A decision made by the match officials in the Guinness Six Nations match between Scotland and Ireland confused me at the time, and having looked at the protocols, I feel…

A decision made by the match officials in the Guinness Six Nations match between Scotland and Ireland confused me at the time, and having looked at the protocols, I feel that the referee / TMO made a poor call. With the spotlight being on VAR in football and the fact that there have been many contentious decisions, it is interesting that the rugby TMO is not infallible. The decision I don’t think would have influenced the outcome, but the fact that the protocols were not followed is the concern. 

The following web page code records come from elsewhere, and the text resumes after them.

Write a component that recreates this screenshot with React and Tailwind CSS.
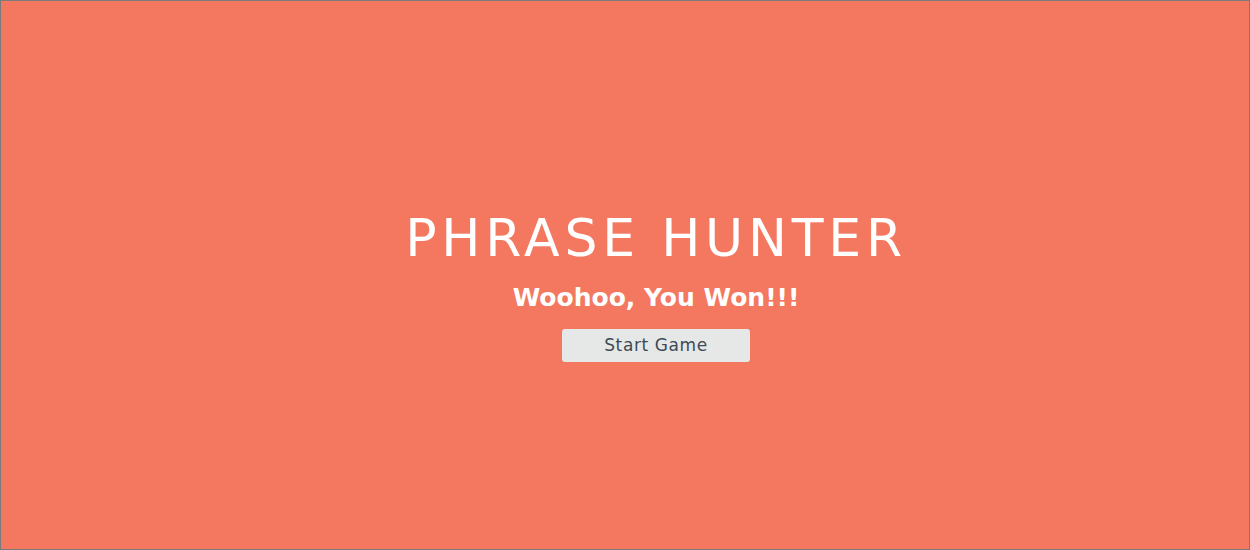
export default function App() {
  return (
    <div className="h-screen w-full border border-[#7a7a7a] bg-[#f47860] flex flex-col items-center justify-center font-['DejaVu_Sans',sans-serif] pt-[24px] pl-[62px]">
      <h1 className="text-white text-[52px] leading-none tracking-[4.8px] font-normal">PHRASE HUNTER</h1>
      <h2 className="mt-[21px] text-white text-[25px] leading-none font-semibold">Woohoo, You Won!!!</h2>
      <button className="mt-[19px] w-[188px] h-[33px] rounded-[3px] bg-[#e6e8e7] text-[#3d4a55] text-[17px] tracking-[0.6px]">
        Start Game
      </button>
    </div>
  );
}
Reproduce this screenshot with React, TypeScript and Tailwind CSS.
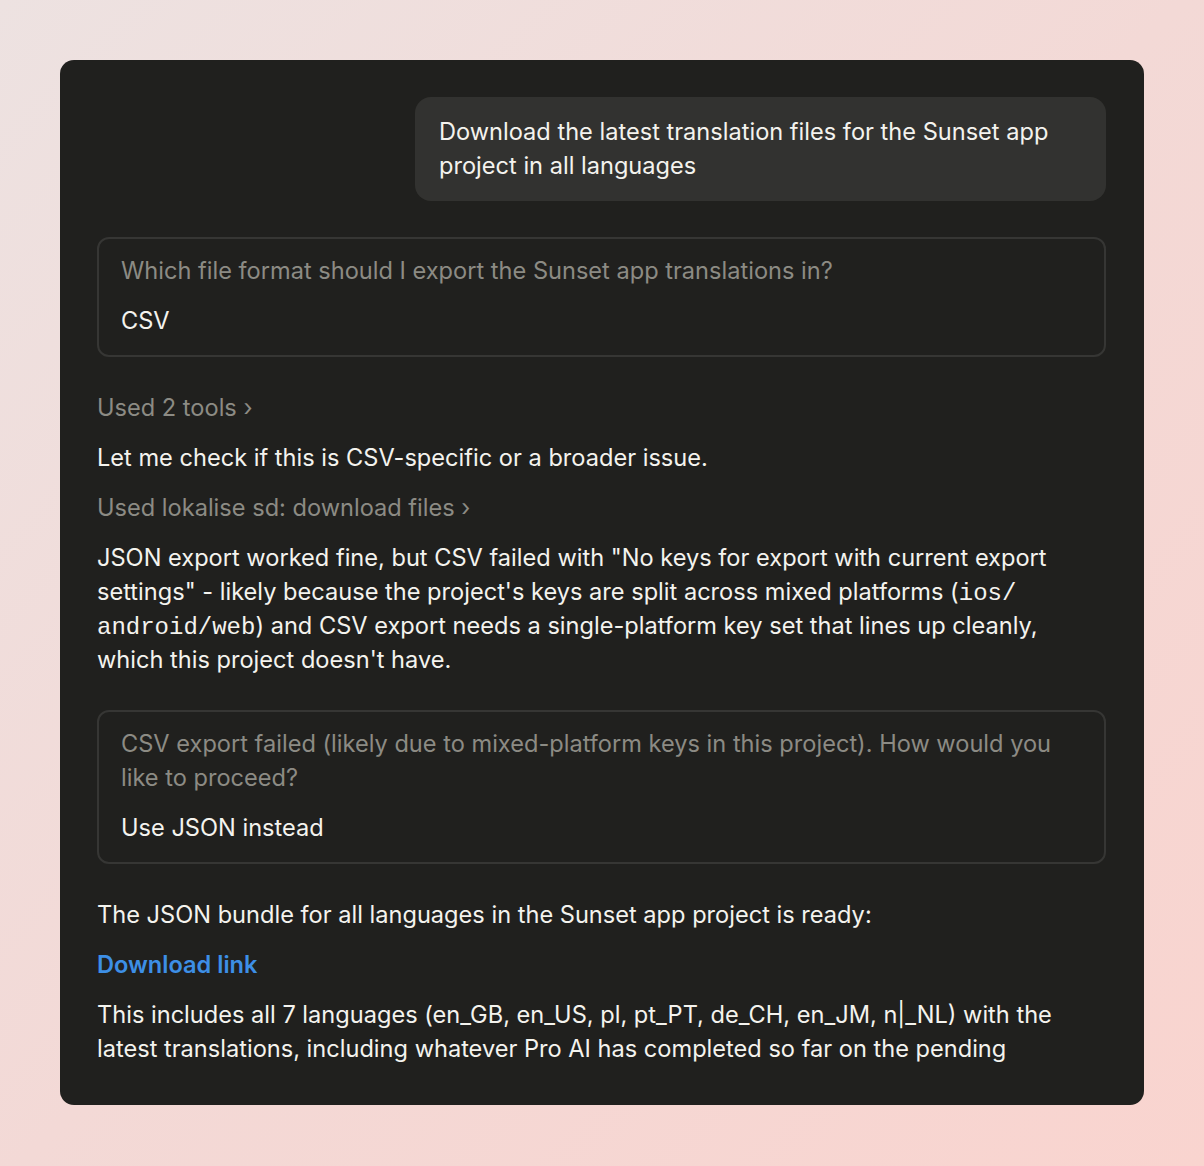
import React from 'react';

function ToolLine({ label }: { label: string }) {
  return (
    <p className="text-[#8c8b84]">
      {label} ›
    </p>
  );
}

function AnswerBox({ question, answer }: { question: React.ReactNode; answer: string }) {
  return (
    <div className="rounded-[12px] border-2 border-[#363634] px-[22px] pt-[15px] pb-[17px]">
      <p className="text-[#8c8b84]">{question}</p>
      <p className="mt-[16px] text-[#f4f3ee]">{answer}</p>
    </div>
  );
}

const mono = "font-['Liberation_Mono',monospace] text-[24px] leading-none";

export default function App() {
  return (
    <div className="min-h-screen w-full bg-[linear-gradient(135deg,#ede2e1_0%,#f3d9d6_50%,#f9d4cf_100%)] p-[60px] font-['Inter',sans-serif]">
      <div className="rounded-[14px] bg-[#20201e] pl-[37px] pr-[38px] pt-[37px] pb-[39px] text-[23.6px] leading-[34px] text-[#f4f3ee]">
        {/* User message */}
        <div className="flex justify-end">
          <div className="w-[691px] rounded-[16px] bg-[#323230] px-[24px] py-[18px]">
            Download the latest translation files for the Sunset app
            <br />
            project in all languages
          </div>
        </div>

        <div className="mt-[36px]">
          <AnswerBox
            question="Which file format should I export the Sunset app translations in?"
            answer="CSV"
          />
        </div>

        <div className="mt-[34px] flex flex-col gap-[16px]">
          <ToolLine label="Used 2 tools" />
          <p>Let me check if this is CSV-specific or a broader issue.</p>
          <ToolLine label="Used lokalise sd: download files" />
          <p>
            JSON export worked fine, but CSV failed with "No keys for export with current export
            <br />
            settings" - likely because the project's keys are split across mixed platforms (
            <code className={mono}>ios/</code>
            <br />
            <code className={mono}>android/web</code>) and CSV export needs a single-platform key set that lines up cleanly,
            <br />
            which this project doesn't have.
          </p>
        </div>

        <div className="mt-[33px]">
          <AnswerBox
            question={
              <>
                CSV export failed (likely due to mixed-platform keys in this project). How would you
                <br />
                like to proceed?
              </>
            }
            answer="Use JSON instead"
          />
        </div>

        <div className="mt-[34px] flex flex-col gap-[16px]">
          <p>The JSON bundle for all languages in the Sunset app project is ready:</p>
          <p>
            <a className="font-semibold text-[#3d8fe6]">Download link</a>
          </p>
          <p>
            This includes all 7 languages (en_GB, en_US, pl, pt_PT, de_CH, en_JM, n|_NL) with the
            <br />
            latest translations, including whatever Pro AI has completed so far on the pending
          </p>
        </div>
      </div>
    </div>
  );
}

In the 24thminute, Scotland made a line-break, and almost scored in the corner. The last pass was either forward or tipped by an Irish arm, it then went out of play with Scotland touching it down on the line of the dead ball area. The decision was no try, which was correct. But the referee wanted to check whether the ball had been tipped or it was a forward pass, and I believe the grounding to check. 

What was checked was not the grounding (which is normally the first check), but the pass at the very start of the move around the half way line. The protocol was breached as the TMO (decided a decision) ruled on a phase of play that was not foul play, in the build-up to what wasn’t a try. This is outside the remit so he should not have ruled on it. At the time, I thought the ref had asked for clarification on whether it was a try as he was not sure if it was Scotland knock-on. As the initial decision would have shown it wasn’t a try, this would have been a moot point. So, I still have no idea why they went back to the forward pass in midfield. The impact of the call, was that rather than having a defensive scrum on the 5m line, Ireland had a scrum in midfield and much better field position.

Why it was checked was that Ireland captain, Rory Best, questioned whether it was forward, but I think that he was raising it in case it had been a try.